**EXERCISE AIM**
Repeat each line of the material below exactly as it appears, minus any pictures.

::: DATA EXCERPT

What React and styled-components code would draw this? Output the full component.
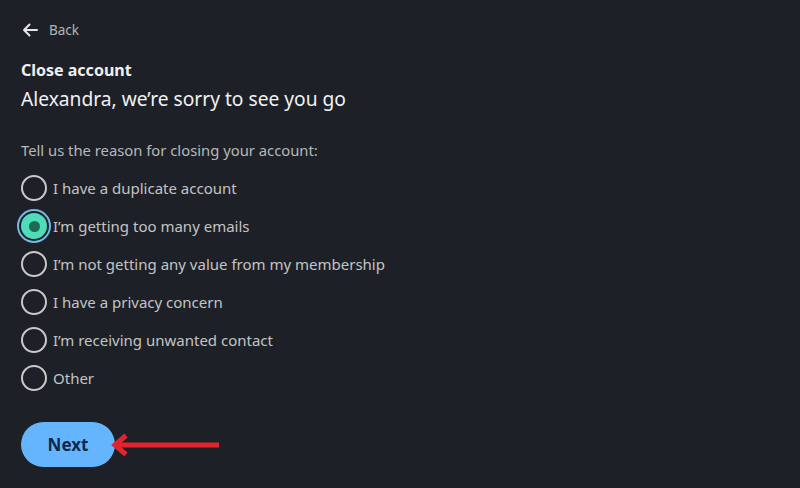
import React, { useState } from "react";
import styled, { createGlobalStyle } from "styled-components";

const GlobalStyle = createGlobalStyle`
  html, body {
    margin: 0;
    padding: 0;
    background: #1d2127;
  }
  body {
    font-family: "Noto Sans", "Open Sans", sans-serif;
  }
`;

const Page = styled.div`
  width: 800px;
  height: 488px;
  box-sizing: border-box;
  padding: 19px 20px 0 21px;
  background: #1d2127;
  color: #e8e8e8;
  overflow: hidden;
`;

const BackLink = styled.button`
  display: flex;
  align-items: center;
  gap: 11px;
  background: none;
  border: none;
  padding: 0 0 0 1px;
  color: #b4b4b4;
  font-family: inherit;
  font-size: 13.5px;
  height: 22px;
  cursor: pointer;
`;

const Heading = styled.h1`
  margin: 17px 0 0;
  font-size: 16px;
  font-weight: 700;
  color: #f0f0f0;
  line-height: 24px;
`;

const SubHeading = styled.h2`
  margin: 3px 0 0;
  font-size: 19.2px;
  font-weight: 400;
  color: #f2f2f2;
  line-height: 28px;
`;

const Prompt = styled.p`
  margin: 26px 0 0;
  font-size: 14.8px;
  color: #b8b8b8;
  line-height: 22px;
`;

const Options = styled.div`
  display: flex;
  flex-direction: column;
  gap: 8px;
  margin-top: 12px;
`;

const Option = styled.label`
  display: flex;
  align-items: center;
  gap: 6px;
  height: 30px;
  font-size: 15px;
  color: #c4c4c4;
  cursor: pointer;
`;

const Radio = styled.span`
  position: relative;
  width: 26px;
  height: 26px;
  flex-shrink: 0;
  box-sizing: border-box;
  border-radius: 50%;
  border: ${(p) => (p.$checked ? "none" : "2px solid #c9c9c9")};
  background: ${(p) => (p.$checked ? "#4fdcb8" : "transparent")};
  box-shadow: ${(p) =>
    p.$checked ? "0 0 0 2px #1d2127, 0 0 0 4px #73b9e6" : "none"};

  &::after {
    content: "";
    display: ${(p) => (p.$checked ? "block" : "none")};
    position: absolute;
    left: 50%;
    top: 50%;
    width: 11px;
    height: 11px;
    margin: -5.5px 0 0 -5.5px;
    border-radius: 50%;
    background: #1d6b55;
  }
`;

const Footer = styled.div`
  display: flex;
  align-items: center;
  margin-top: 29px;
`;

const NextButton = styled.button`
  width: 94px;
  height: 45px;
  border: none;
  border-radius: 23px;
  background: #64b5fd;
  color: #10294a;
  font-family: inherit;
  font-size: 17px;
  font-weight: 700;
  cursor: pointer;
`;

const reasons = [
  "I have a duplicate account",
  "I’m getting too many emails",
  "I’m not getting any value from my membership",
  "I have a privacy concern",
  "I’m receiving unwanted contact",
  "Other",
];

export default function App() {
  const [selected, setSelected] = useState(1);

  return (
    <Page>
      <GlobalStyle />
      <BackLink>
        <svg width="16" height="14" viewBox="0 0 16 14" fill="none">
          <path
            d="M15 7H2M7.5 1.5L2 7l5.5 5.5"
            stroke="#e6e6e6"
            strokeWidth="2"
            strokeLinecap="round"
            strokeLinejoin="round"
          />
        </svg>
        Back
      </BackLink>
      <Heading>Close account</Heading>
      <SubHeading>Alexandra, we’re sorry to see you go</SubHeading>
      <Prompt>Tell us the reason for closing your account:</Prompt>
      <Options>
        {reasons.map((r, i) => (
          <Option key={r} onClick={() => setSelected(i)}>
            <Radio $checked={selected === i} />
            {r}
          </Option>
        ))}
      </Options>
      <Footer>
        <NextButton>Next</NextButton>
        {/* annotation arrow */}
        <svg width="112" height="28" viewBox="0 0 112 28" style={{ marginLeft: -4 }}>
          <path d="M6 14H108" stroke="#e2242d" strokeWidth="5" />
          <path
            d="M15 4.5L4 14l11 9.5"
            stroke="#e2242d"
            strokeWidth="5"
            fill="none"
          />
        </svg>
      </Footer>
    </Page>
  );
}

::::::

**FINISHED TASK**
What React and styled-components code would draw this? Output the full component.
import React, { useState } from "react";
import styled, { createGlobalStyle } from "styled-components";

const GlobalStyle = createGlobalStyle`
  html, body {
    margin: 0;
    padding: 0;
    background: #1d2127;
  }
  body {
    font-family: "Noto Sans", "Open Sans", sans-serif;
  }
`;

const Page = styled.div`
  width: 800px;
  height: 488px;
  box-sizing: border-box;
  padding: 19px 20px 0 21px;
  background: #1d2127;
  color: #e8e8e8;
  overflow: hidden;
`;

const BackLink = styled.button`
  display: flex;
  align-items: center;
  gap: 11px;
  background: none;
  border: none;
  padding: 0 0 0 1px;
  color: #b4b4b4;
  font-family: inherit;
  font-size: 13.5px;
  height: 22px;
  cursor: pointer;
`;

const Heading = styled.h1`
  margin: 17px 0 0;
  font-size: 16px;
  font-weight: 700;
  color: #f0f0f0;
  line-height: 24px;
`;

const SubHeading = styled.h2`
  margin: 3px 0 0;
  font-size: 19.2px;
  font-weight: 400;
  color: #f2f2f2;
  line-height: 28px;
`;

const Prompt = styled.p`
  margin: 26px 0 0;
  font-size: 14.8px;
  color: #b8b8b8;
  line-height: 22px;
`;

const Options = styled.div`
  display: flex;
  flex-direction: column;
  gap: 8px;
  margin-top: 12px;
`;

const Option = styled.label`
  display: flex;
  align-items: center;
  gap: 6px;
  height: 30px;
  font-size: 15px;
  color: #c4c4c4;
  cursor: pointer;
`;

const Radio = styled.span`
  position: relative;
  width: 26px;
  height: 26px;
  flex-shrink: 0;
  box-sizing: border-box;
  border-radius: 50%;
  border: ${(p) => (p.$checked ? "none" : "2px solid #c9c9c9")};
  background: ${(p) => (p.$checked ? "#4fdcb8" : "transparent")};
  box-shadow: ${(p) =>
    p.$checked ? "0 0 0 2px #1d2127, 0 0 0 4px #73b9e6" : "none"};

  &::after {
    content: "";
    display: ${(p) => (p.$checked ? "block" : "none")};
    position: absolute;
    left: 50%;
    top: 50%;
    width: 11px;
    height: 11px;
    margin: -5.5px 0 0 -5.5px;
    border-radius: 50%;
    background: #1d6b55;
  }
`;

const Footer = styled.div`
  display: flex;
  align-items: center;
  margin-top: 29px;
`;

const NextButton = styled.button`
  width: 94px;
  height: 45px;
  border: none;
  border-radius: 23px;
  background: #64b5fd;
  color: #10294a;
  font-family: inherit;
  font-size: 17px;
  font-weight: 700;
  cursor: pointer;
`;

const reasons = [
  "I have a duplicate account",
  "I’m getting too many emails",
  "I’m not getting any value from my membership",
  "I have a privacy concern",
  "I’m receiving unwanted contact",
  "Other",
];

export default function App() {
  const [selected, setSelected] = useState(1);

  return (
    <Page>
      <GlobalStyle />
      <BackLink>
        <svg width="16" height="14" viewBox="0 0 16 14" fill="none">
          <path
            d="M15 7H2M7.5 1.5L2 7l5.5 5.5"
            stroke="#e6e6e6"
            strokeWidth="2"
            strokeLinecap="round"
            strokeLinejoin="round"
          />
        </svg>
        Back
      </BackLink>
      <Heading>Close account</Heading>
      <SubHeading>Alexandra, we’re sorry to see you go</SubHeading>
      <Prompt>Tell us the reason for closing your account:</Prompt>
      <Options>
        {reasons.map((r, i) => (
          <Option key={r} onClick={() => setSelected(i)}>
            <Radio $checked={selected === i} />
            {r}
          </Option>
        ))}
      </Options>
      <Footer>
        <NextButton>Next</NextButton>
        {/* annotation arrow */}
        <svg width="112" height="28" viewBox="0 0 112 28" style={{ marginLeft: -4 }}>
          <path d="M6 14H108" stroke="#e2242d" strokeWidth="5" />
          <path
            d="M15 4.5L4 14l11 9.5"
            stroke="#e2242d"
            strokeWidth="5"
            fill="none"
          />
        </svg>
      </Footer>
    </Page>
  );
}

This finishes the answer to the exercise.